Chesterton, decíamos, era un anticapitalista que amaba los cuentos y un tradicionalista católico que odiaba las convenciones. ¿Qué son los cuentos? Las reservas indias de los ‘hechos’. ¿Cuál es el mayor convencionalismo? La rebeldía. Eso es algo, en efecto, que ha hecho todo el mundo, y de la misma manera, a una determinada edad, y la modernidad no ha hecho sino generalizar y prolongar su propia manera en una especie de eterna adolescencia. En el relato más arriba citado, Conversión de un anarquista, el protagonista se convierte a las excelencias del matrimonio religioso después de oír a los contertulios del libérrimo club defender precisamente las mismas cosas que él pensaba: pero es que las defendían mal.

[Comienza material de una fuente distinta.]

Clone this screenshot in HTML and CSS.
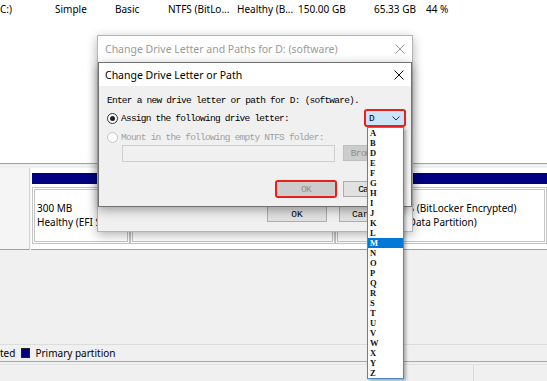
FILE: index.html
```html
<!DOCTYPE html>
<html lang="en">
<head>
    <meta charset="UTF-8">
    <title>Disk Management - Change Drive Letter</title>
    <link rel="stylesheet" href="styles.css">
</head>
<body>
<div class="screen">
    <div class="volumes">
        <div class="vol-row">
            <span>C:)</span>
            <span>Simple</span>
            <span>Basic</span>
            <span>NTFS (BitLo...</span>
            <span>Healthy (B...</span>
            <span>150.00 GB</span>
            <span>65.33 GB</span>
            <span>44 %</span>
        </div>
    </div>

    <div class="disks">
        <div class="disk-row">
            <div class="disk-label"></div>
            <div class="disk-map">
                <div class="disk-bar"></div>
                <div class="parts">
                    <div class="part part-efi">
                        <div>300 MB</div>
                        <div>Healthy (EFI System Partition)</div>
                    </div>
                    <div class="part part-mid"></div>
                    <div class="part part-data">
                        <div>150.00 GB NTFS (BitLocker Encrypted)</div>
                        <div>Healthy (Basic Data Partition)</div>
                    </div>
                </div>
            </div>
        </div>
    </div>

    <div class="blank"></div>

    <div class="legend">
        <span>ted</span>
        <span class="swatch"></span>
        <span>Primary partition</span>
    </div>

    <div class="status">
        <div class="status-main"></div>
        <div class="status-side"></div>
    </div>

    <!-- dialog behind -->
    <div class="dlg dlg-back">
        <div class="dlg-title">
            <span>Change Drive Letter and Paths for D: (software)</span>
            <svg class="close" width="10" height="10" viewBox="0 0 10 10"><path d="M0.5 0.5L9.5 9.5M9.5 0.5L0.5 9.5" stroke="#9a9a9a" stroke-width="1"/></svg>
        </div>
        <div class="dlg-back-body">
            <div class="btn-row back-btns">
                <span class="btn">OK</span>
                <span class="btn">Cancel</span>
            </div>
        </div>
    </div>

    <!-- active dialog -->
    <div class="dlg dlg-front">
        <div class="dlg-title">
            <span>Change Drive Letter or Path</span>
            <svg class="close" width="10" height="10" viewBox="0 0 10 10"><path d="M0.5 0.5L9.5 9.5M9.5 0.5L0.5 9.5" stroke="#111" stroke-width="1"/></svg>
        </div>
        <div class="dlg-body">
            <div class="sim intro">Enter a new drive letter or path for D: (software).</div>
            <div class="opt-row">
                <span class="radio checked"></span>
                <span class="sim">Assign the following drive letter:</span>
                <div class="combo">
                    <span class="sim">D</span>
                    <svg width="8" height="5" viewBox="0 0 8 5"><path d="M0.5 0.5L4 4L7.5 0.5" fill="none" stroke="#333" stroke-width="1"/></svg>
                </div>
            </div>
            <div class="opt-row opt-off">
                <span class="radio"></span>
                <span class="sim">Mount in the following empty NTFS folder:</span>
            </div>
            <div class="field-row">
                <div class="field"></div>
                <span class="btn btn-off sim">Browse...</span>
            </div>
            <div class="btn-row front-btns">
                <span class="mark"><span class="btn btn-off sim">OK</span></span>
                <span class="btn sim">Cancel</span>
            </div>
        </div>
    </div>

    <ul class="letters">
        <li>A</li><li>B</li><li>D</li><li>E</li><li>F</li><li>G</li><li>H</li><li>I</li><li>J</li>
        <li>K</li><li>L</li><li class="sel">M</li><li>N</li><li>O</li><li>P</li><li>Q</li><li>R</li>
        <li>S</li><li>T</li><li>U</li><li>V</li><li>W</li><li>X</li><li>Y</li><li>Z</li>
    </ul>
</div>
</body>
</html>
```

FILE: styles.css
```css
body {
    margin: 0;
    font-family: "Noto Sans", "Open Sans", sans-serif;
    font-size: 10px;
    color: #000;
    background-color: #f0f0f0;
}
.screen {
    position: relative;
    width: 547px;
    height: 381px;
    overflow: hidden;
    display: flex;
    flex-direction: column;
}
.volumes {
    flex: none;
    height: 163px;
    background-color: #fff;
    border-bottom: 1px solid #a0a0a0;
}
.vol-row {
    display: grid;
    grid-template-columns: 55px 60px 53px 69px 61px 76px 52px auto;
    height: 18px;
    align-items: center;
    white-space: nowrap;
}
.disks {
    flex: none;
    height: 86px;
    padding-top: 4px;
    box-sizing: border-box;
}
.disk-row {
    display: flex;
    height: 82px;
}
.disk-label {
    width: 30px;
    background-color: #f5f5f5;
    border-right: 1px solid #d6d6d6;
    border-bottom: 1px solid #a0a0a0;
    box-sizing: border-box;
}
.disk-map {
    flex: 1;
    margin-left: 1px;
    padding: 5px 0 0 1px;
    background-color: #fff;
    border-bottom: 1px solid #a0a0a0;
}
.disk-bar {
    height: 11px;
    background-color: #000080;
}
.parts {
    display: flex;
    height: 57px;
    margin-top: 3px;
}
.part {
    box-sizing: border-box;
    border: 3px double #c4c4c4;
    padding: 11px 0 0 2px;
    white-space: nowrap;
    overflow: hidden;
    line-height: 14px;
}
.part-efi {
    width: 98px;
}
.part-mid {
    width: 205px;
}
.part-data {
    flex: 1;
}
.blank {
    flex: 1;
}
.legend {
    flex: none;
    height: 16px;
    border-top: 1px solid #dcdcdc;
    display: flex;
    align-items: center;
    white-space: nowrap;
}
.swatch {
    width: 7px;
    height: 8px;
    margin: 0 5px 0 6px;
    background-color: #000080;
    border: 1px solid #222;
}
.status {
    flex: none;
    height: 17px;
    border-top: 1px solid #a8a8a8;
    display: flex;
    padding-top: 2px;
}
.status-main {
    width: 473px;
    border-top: 1px solid #e2e2e2;
    border-right: 1px solid #dadada;
}
.status-side {
    flex: 1;
    border-top: 1px solid #e2e2e2;
}

/* dialogs */
.dlg {
    position: absolute;
    box-sizing: border-box;
    display: flex;
    flex-direction: column;
    background-color: #f0f0f0;
}
.dlg-title {
    display: flex;
    align-items: center;
    background-color: #fff;
    white-space: nowrap;
    font-size: 10.5px;
}
.close {
    margin-left: auto;
}
.dlg-back {
    left: 97px;
    top: 35px;
    width: 316px;
    height: 197px;
    border: 1px solid #b4b4b4;
    box-shadow: 0 3px 10px rgba(0, 0, 0, 0.3);
}
.dlg-back .dlg-title {
    height: 26px;
    padding: 0 7px 0 7px;
    color: #9a9a9a;
}
.dlg-back-body {
    flex: 1;
    display: flex;
    flex-direction: column;
    justify-content: flex-end;
    padding-bottom: 9px;
}
.dlg-front {
    left: 98px;
    top: 62px;
    width: 314px;
    height: 145px;
    border: 1px solid #707070;
    box-shadow: 0 3px 10px rgba(0, 0, 0, 0.35);
}
.dlg-front .dlg-title {
    height: 23px;
    padding: 0 7px 0 6px;
}
.dlg-body {
    flex: 1;
    padding: 8px 5px 0 8px;
    display: flex;
    flex-direction: column;
}
.sim {
    font-family: "Liberation Mono", monospace;
    font-size: 9.5px;
    letter-spacing: -0.76px;
    white-space: nowrap;
}
.intro {
    height: 13px;
    line-height: 13px;
}
.opt-row {
    display: flex;
    align-items: center;
    height: 18px;
    margin-top: 2px;
}
.opt-off {
    height: 12px;
    margin-top: 4px;
    color: #a0a0a0;
}
.radio {
    width: 9px;
    height: 9px;
    margin-right: 3px;
    border: 1px solid #333;
    border-radius: 50%;
    background-color: #fff;
    display: flex;
    align-items: center;
    justify-content: center;
}
.radio.checked::after {
    content: "";
    width: 5px;
    height: 5px;
    border-radius: 50%;
    background-color: #222;
}
.opt-off .radio {
    border-color: #c4c4c4;
}
.combo {
    margin-left: auto;
    width: 42px;
    height: 18px;
    box-sizing: border-box;
    border: 2px solid #e8201a;
    border-radius: 3px;
    background-color: #cce4f7;
    display: flex;
    align-items: center;
    justify-content: space-between;
    padding: 0 4px 0 3px;
}
.field-row {
    display: flex;
    height: 17px;
    margin-top: 2px;
    padding-left: 15px;
    gap: 8px;
}
.field {
    width: 213px;
    box-sizing: border-box;
    border: 1px solid #cfcfcf;
    background-color: #f0f0f0;
}
.btn {
    box-sizing: border-box;
    width: 60px;
    height: 16px;
    display: flex;
    align-items: center;
    justify-content: center;
    background-color: #e1e1e1;
    border: 1px solid #adadad;
    font-family: "Liberation Mono", monospace;
    font-size: 9.5px;
}
.btn-off {
    color: #8f8f8f;
    background-color: #cccccc;
    border-color: #bfbfbf;
}
.btn-row {
    display: flex;
    align-items: center;
}
.back-btns {
    padding-left: 169px;
    gap: 12px;
}
.front-btns {
    margin-top: 18px;
    height: 18px;
    padding-left: 168px;
    gap: 6px;
}
.mark {
    border: 2px solid #e8201a;
    border-radius: 3px;
}
.mark .btn {
    width: 58px;
    height: 14px;
    border: none;
}

/* open drop-down list */
.letters {
    position: absolute;
    left: 367px;
    top: 127px;
    width: 37px;
    margin: 0;
    padding: 0;
    list-style-type: none;
    box-sizing: border-box;
    border: 1px solid #4a8ac4;
    background-color: #fff;
    box-shadow: 2px 2px 3px rgba(0, 0, 0, 0.3);
}
.letters li {
    height: 10px;
    line-height: 10px;
    padding-left: 2px;
    font-family: "Liberation Serif", serif;
    font-weight: bold;
    font-size: 8.5px;
    color: #111;
}
.letters li.sel {
    background-color: #0078d7;
    color: #fff;
}
```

Desde el punto de vista intelectual, la modernidad se caracteriza por esta paradoja que sacaba de quicio a Chesterton y que él identificaba con la forma más ridícula —y más exacta— de dogma: la de un montón de gente diciendo al mismo tiempo las mismas cosas que todos sus contemporáneos para distinguirse de ellos. Es fácil imaginar cuánto hubiese horrorizado a nuestro autor la expresión acendrada, meteorológica y extrema de esta ilusión de distinción: la publicidad televisiva (todas esas pequeñas sectas disputándose a muerte la exclusividad de un sometimiento común). Y Chesterton, en algún sentido, tenía razón sugiriendo como más sensata la paradoja inversa: si hay que distinguirse de los demás, hagámoslo –diantres- para parecernos a todo el mundo. No hay nada más convencional, acomodaticio, funcional e integrador que la rebeldía moderna” (Alba Rico: ‘Chesterton, la revuelta del hombre común‘, pp-26-29).